По рассказам современников, на улицах Петербурга происходили весьма трогательные сцены, точно каждый терял нежно любимую мать. Люди всех сословий пешком, в санях и в каретах, встречая своих знакомых, со слезами на глазах, выражали сокрушение о случившемся. Площадь перед дворцом была полна народом; в течение ночи выпал глубокий снег, к утру настала оттепель и заморосил дождь; войска шли ко дворцу в лучших нарядах и шляпах с дорогим плюмажем, увязая в глубоком снегу. На Литейной, на Марсовом поле и на других улицах, перед казармами, стояли аналои со священниками, перед которыми войска и приносили присягу. Утром 8 ноября, в 9 часов, столичная полиция уже успела обнародовать новые правила насчет формы одежды и езды в экипажах. Ряд строгих полицейских приказов предписывал носить пудру, косичку или гарбейтель, и запрещались: круглые шляпы, высокие сапоги, также завязки на башмаках или «culottes»[272]; волосы следовало зачесывать назад, а не на лоб; экипажам и пешеходам вменялось при встрече с императорскою фамилиею останавливаться…
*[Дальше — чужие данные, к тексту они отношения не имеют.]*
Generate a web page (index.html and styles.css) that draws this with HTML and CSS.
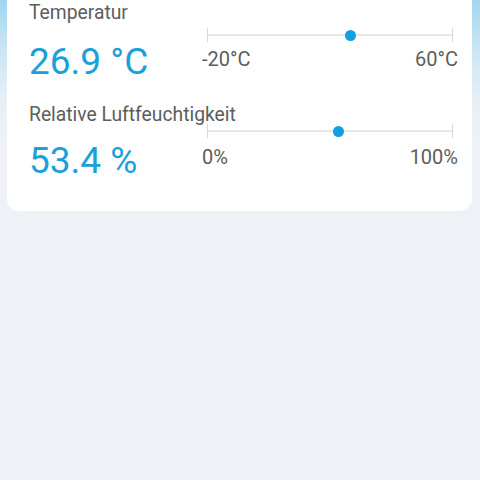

В Благовещенской церкви погребен величайший из полководцев, Суворов; над его могилой вделана в стене бронзовая доска, украшенная военными атрибутами, с простою надписью: «Здесь лежит Суворов». По преданию, эпитафию эту сочинил сам Суворов; по другим рассказам, ее сказал Державин. Существует такой рассказ. Перед смертию Суворов пожелал видеть маститого поэта. В разговоре с Державиным он, смеясь, спросил его: «Ну, какую же ты мне напишешь эпитафию?» – «По-моему, – отвечал поэт, – слов много не нужно: тут лежит Суворов!» – «Помилуй Бог, как хорошо», – в восторге сказал Суворов[273]. Фельдмаршал скончался в доме своего родственника, графа Д. И. Хвостова, на Никольской набережной, близ Никольского моста. Похороны его происходили в Николин день. Во время выноса из квартиры гроб Суворова никак не мог пройти в узкие двери старинной лестницы, долго бились с этим и наконец гроб спустили с балкона. Император Павел, верхом на коне, нетерпеливо ожидал появления тела фельдмаршала, но, так и не дождавшись, уехал и уже потом встретил останки Суворова на углу Малой Садовой и Невского. Этот рассказ нам передавал генерал А. М. Леман, который слышал его от управляющего домом гр. Хвостова[274]. Существует еще другой рассказ, что будто уже в церкви при погребении фельдмаршала катафалк в двери не проходил, и не знали, как этому помочь. Но вдруг из числа несших гроб воинов кто-то скомандовал: «Вперед, ребята! Суворов везде проходил!» – и действительно, катафалк прошел в двери.

Царских особ и первых сановников возили на кладбище на дрогах с факельщиками; средний и простой класс, по обыкновению, носили на руках. Над покойниками ставились памятники, по большей части путиловские плиты, а иногда чугунные с простыми надписями. По кончине царевен накладывали траур на шесть недель, и все, не исключая царя, исполняли его строго и нашивали флер и креп на шляпах, шпагах и рукавах.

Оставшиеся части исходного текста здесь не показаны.